Как Брехт и Лукач, он тоже идет на компромиссы. Достаточно часто его теоретические обоснования попахивают нелепой официальной демагогией. Иначе как он мог сказать, что его версия пафоса стала видна только сейчас, благодаря прогрессу советского общества в выполнении исторических обещаний? «Нам и только нам из всех обитателей земного шара дано величайшее – реально переживать шаг за шагом каждый момент неуклонного становления величайших достижений в области социального развития мира… Это переживание момента истории есть величайший пафос и ощущение спаянности с этим процессом» [467]. В разгар Большого террора он утверждает, что жить в сталинской России – значит познать экстаз.

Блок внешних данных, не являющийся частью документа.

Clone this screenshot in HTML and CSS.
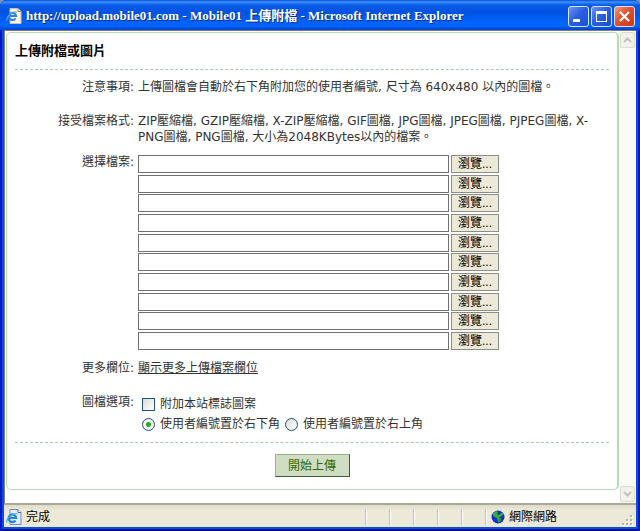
FILE: index.html
```html
<!DOCTYPE html>
<html lang="zh-Hant">
<head>
  <meta charset="UTF-8">
  <title>Mobile01 上傳附檔</title>
  <link rel="stylesheet" href="styles.css">
</head>
<body>
  <div class="window">
    <header class="titlebar">
      <svg class="title-icon" width="16" height="16" viewBox="0 0 16 16">
        <path d="M4 0.5h8l3 3v12H4z" fill="#f6f4e4" stroke="#c9c6b0"/>
        <path d="M12 0.5v3h3" fill="#fff" stroke="#8d8b7c"/>
        <path d="M9.5 10.5a3.6 3.6 0 1 1 .6-2.5H4" fill="none" stroke="#2a7fe0" stroke-width="2"/>
        <path d="M1 12.5C-.5 9 7 2.5 11 4" fill="none" stroke="#4f9cf0" stroke-width="1.2"/>
      </svg>
      <h1>http://upload.mobile01.com - Mobile01 上傳附檔 - Microsoft Internet Explorer</h1>
      <div class="controls">
        <button type="button" aria-label="最小化">
          <svg width="19" height="19" viewBox="0 0 19 19"><path d="M4 12h7v3H4z" fill="#fff"/></svg>
        </button>
        <button type="button" aria-label="最大化">
          <svg width="19" height="19" viewBox="0 0 19 19"><path d="M4 4h11v11H4zM5 7v7h9V7z" fill="#fff" fill-rule="evenodd"/></svg>
        </button>
        <button type="button" class="close" aria-label="關閉">
          <svg width="19" height="19" viewBox="0 0 19 19"><path d="M5 5l9 9M14 5l-9 9" stroke="#fff" stroke-width="2.2" fill="none"/></svg>
        </button>
      </div>
    </header>

    <div class="viewport">
      <main class="page">
        <form class="panel">
          <h2>上傳附檔或圖片</h2>

          <div class="fields">
            <div class="name">注意事項:</div>
            <div class="value">上傳圖檔會自動於右下角附加您的使用者編號, 尺寸為 640x480 以內的圖檔。</div>

            <div class="name spaced">接受檔案格式:</div>
            <div class="value spaced">ZIP壓縮檔, GZIP壓縮檔, X-ZIP壓縮檔, GIF圖檔, JPG圖檔, JPEG圖檔, PJPEG圖檔, X-PNG圖檔, PNG圖檔, 大小為2048KBytes以內的檔案。</div>

            <label class="name" for="file1">選擇檔案:</label>
            <div class="files">
              <div class="file"><input type="text" id="file1"><button type="button">瀏覽...</button></div>
              <div class="file"><input type="text" aria-label="檔案 2"><button type="button">瀏覽...</button></div>
              <div class="file"><input type="text" aria-label="檔案 3"><button type="button">瀏覽...</button></div>
              <div class="file"><input type="text" aria-label="檔案 4"><button type="button">瀏覽...</button></div>
              <div class="file"><input type="text" aria-label="檔案 5"><button type="button">瀏覽...</button></div>
              <div class="file"><input type="text" aria-label="檔案 6"><button type="button">瀏覽...</button></div>
              <div class="file"><input type="text" aria-label="檔案 7"><button type="button">瀏覽...</button></div>
              <div class="file"><input type="text" aria-label="檔案 8"><button type="button">瀏覽...</button></div>
              <div class="file"><input type="text" aria-label="檔案 9"><button type="button">瀏覽...</button></div>
              <div class="file"><input type="text" aria-label="檔案 10"><button type="button">瀏覽...</button></div>
            </div>

            <div class="name">更多欄位:</div>
            <div class="value"><a href="#">顯示更多上傳檔案欄位</a></div>

            <div class="name spaced">圖檔選項:</div>
            <div class="options spaced">
              <div class="option-line">
                <label><input type="checkbox" name="logo">附加本站標誌圖案</label>
              </div>
              <div class="option-line">
                <label><input type="radio" name="pos" value="bottom" checked>使用者編號置於右下角</label>
                <label><input type="radio" name="pos" value="top">使用者編號置於右上角</label>
              </div>
            </div>
          </div>

          <div class="submit-row">
            <button type="submit" class="submit">開始上傳</button>
          </div>
        </form>
      </main>

      <div class="scrollbar">
        <button type="button" aria-label="向上捲動">
          <svg width="9" height="6" viewBox="0 0 9 6"><path d="M1 5l3.5-3.5L8 5" fill="none" stroke="#c4c3b8" stroke-width="2"/></svg>
        </button>
        <button type="button" aria-label="向下捲動">
          <svg width="9" height="6" viewBox="0 0 9 6"><path d="M1 1l3.5 3.5L8 1" fill="none" stroke="#c4c3b8" stroke-width="2"/></svg>
        </button>
      </div>
    </div>

    <footer class="statusbar">
      <div class="status">
        <svg width="16" height="16" viewBox="0 0 16 16">
          <path d="M4 0.5h8l3 3v12H4z" fill="#e4ebfb" stroke="#7388c4"/>
          <path d="M12 0.5v3h3" fill="#fff" stroke="#5268a8"/>
          <path d="M9.5 11.5a3.8 3.8 0 1 1 .7-2.5H3.5" fill="none" stroke="#1f86d8" stroke-width="2.2"/>
          <path d="M1 13.5C-.5 10 7 3.5 11.5 5" fill="none" stroke="#48a8ea" stroke-width="1.2"/>
        </svg>
        <span>完成</span>
      </div>
      <div class="cell"></div>
      <div class="cell"></div>
      <div class="cell"></div>
      <div class="cell"></div>
      <div class="cell"></div>
      <div class="zone">
        <svg width="14" height="14" viewBox="0 0 14 14">
          <circle cx="7" cy="7" r="6.5" fill="#1030c8"/>
          <path d="M2 3.5L5 1l2 1-1 2 2 1 3-2.5 1.5 1.5-2 2.5L8 7l2 2-1 3.5-2-1L6 8 3.5 7 2 5.5z" fill="#35b030"/>
          <path d="M12 3a6.5 6.5 0 0 1-8.5 9.5A6.5 6.5 0 0 0 12 3z" fill="#0a1460"/>
          <path d="M8 8l2 1-1 3-1-1z" fill="#2a9828"/>
        </svg>
        <span>網際網路</span>
      </div>
      <svg class="grip" width="12" height="12" viewBox="0 0 12 12">
        <path d="M9 1h2v2H9zM5 5h2v2H5zM9 5h2v2H9zM1 9h2v2H1zM5 9h2v2H5zM9 9h2v2H9z" fill="#fff"/>
        <path d="M8 0h2v2H8zM4 4h2v2H4zM8 4h2v2H8zM0 8h2v2H0zM4 8h2v2H4zM8 8h2v2H8z" fill="#b8b4a0"/>
      </svg>
    </footer>
  </div>
</body>
</html>
```
FILE: styles.css
```css
* {
  box-sizing: border-box;
}

body {
  margin: 0;
  background: #7a8fb8;
  color: #333;
  font: 12px/16px "DejaVu Sans", "Noto Sans CJK TC", sans-serif;
}

h1, h2 {
  margin: 0;
}

button, input {
  margin: 0;
  padding: 0;
  font: inherit;
}

svg {
  display: block;
  flex: none;
}

/* window frame */
.window {
  display: flex;
  flex-direction: column;
  min-height: 100vh;
  padding: 0 4px 4px;
  background: #0a4be0;
  border-radius: 7px 7px 0 0;
  box-shadow: inset 2px 0 #0019c8, inset -2px 0 #0019c8, inset 0 -2px #00138c;
  overflow: hidden;
}

.titlebar {
  display: flex;
  align-items: center;
  height: 30px;
  margin: 0 -4px;
  padding: 2px 5px 0 6px;
  background: linear-gradient(#0a4fd0 0, #3a92ff 2px, #0a5be8 5px, #0052e0 12px, #0062fc 22px, #0064ff 26px, #0040c8 30px);
}

.titlebar h1 {
  flex: 1;
  margin-left: 4px;
  color: #fff;
  font: bold 13px/16px "Liberation Serif", "Noto Sans CJK TC", serif;
  text-shadow: 1px 1px #0a2a80;
  white-space: nowrap;
}

.controls {
  display: flex;
  gap: 2px;
}

.controls button {
  width: 21px;
  height: 21px;
  border: 1px solid #d8e4ff;
  border-radius: 3px;
  background: linear-gradient(135deg, #6a97f5, #2a5fe0 45%, #1a4fd0);
}

.controls .close {
  background: linear-gradient(135deg, #f09a80, #e0502c 45%, #c83a14);
}

/* page area */
.viewport {
  display: flex;
  flex: 1;
  border-top: 1px solid #807e70;
  border-left: 1px solid #807e70;
  background: #fff;
}

.page {
  flex: 1;
  padding: 1px 0 12px 1px;
}

.panel {
  border: 1px solid #b4dcb4;
  border-right-width: 2px;
  border-radius: 5px;
  padding: 0 8px 12px;
}

.panel h2 {
  border-bottom: 1px dashed #a8cca8;
  color: #000;
  font-size: 13px;
  line-height: 36px;
}

.fields {
  display: grid;
  grid-template-columns: 119px 1fr;
  column-gap: 4px;
  row-gap: 9px;
  padding: 9px 0 8px;
  border-bottom: 1px dashed #a8cca8;
}

.name {
  text-align: right;
}

.spaced {
  margin-top: 9px;
}

.fields a {
  color: #333;
}

.files {
  display: grid;
  grid-auto-rows: 1fr;
  height: 197px;
}

.file {
  display: flex;
  align-items: center;
  gap: 2px;
}

.file input {
  width: 311px;
  height: 18px;
  border: 1px solid #707070;
  background: #fff;
}

.file button {
  width: 48px;
  height: 18px;
  border: 1px solid #8c8c88;
  background: #ece9d8;
  color: #000;
  font: 12px/14px "Liberation Sans", "Noto Sans CJK TC", sans-serif;
}

.option-line {
  display: flex;
  align-items: center;
  gap: 5px;
  height: 20px;
  padding-left: 4px;
}

.option-line label {
  display: flex;
  align-items: center;
  gap: 5px;
}

.option-line input {
  appearance: none;
  width: 13px;
  height: 13px;
  border: 1px solid #1c5180;
  background: linear-gradient(135deg, #dcdcd6, #fff);
}

.option-line input[type="radio"] {
  border-radius: 50%;
}

.option-line input[type="radio"]:checked {
  background: radial-gradient(circle, #22b022 2px, #f4f4f0 3px);
}

.submit-row {
  display: flex;
  justify-content: center;
  padding-top: 11px;
}

.submit {
  width: 75px;
  height: 23px;
  border: 1px solid;
  border-color: #94b484 #3c5c34 #3c5c34 #94b484;
  background: #d0dcc4;
  color: #2c6c00;
}

.scrollbar {
  display: flex;
  flex-direction: column;
  justify-content: space-between;
  width: 17px;
  padding: 1px;
  background: #fbfbf6;
}

.scrollbar button {
  display: flex;
  align-items: center;
  justify-content: center;
  width: 15px;
  height: 16px;
  border: 1px solid #dedcd0;
  border-radius: 2px;
  background: #f2f1ea;
}

/* status bar */
.statusbar {
  display: flex;
  align-items: center;
  height: 24px;
  padding: 2px 2px 0;
  border-top: 2px solid #aca899;
  background: linear-gradient(#e0dcc8, #ece9d8 5px);
  color: #000;
}

.status, .zone {
  display: flex;
  align-items: center;
  gap: 4px;
}

.status {
  flex: 1;
}

.cell, .zone {
  height: 16px;
  border-left: 1px solid #c8c4b0;
  box-shadow: inset 1px 0 #fff;
}

.cell {
  width: 24px;
}

.zone {
  width: 137px;
  padding-left: 5px;
}

.grip {
  align-self: flex-end;
}
```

При этом наряду с официальным лицемерием в его поздних работах виден незатухающий интерес к разбору мельчайших вариантов, которые предоставляет киноматериал. Вплоть до момента своей смерти, когда он писал текст о цвете, чтобы отправить Кулешову, он мыслил смело и искал суть. Он поднимал ключевые вопросы о форме и стиле в кино и его воздействии и в поисках ответов на некоторые из них добился значительного прогресса. Пусть в его общей теории есть недостатки, но благодаря его интеллектуальному энтузиазму, обширным познаниям и огромному любопытству нам осталось в наследство множество конкретных гипотез о том, как устроены фильмы.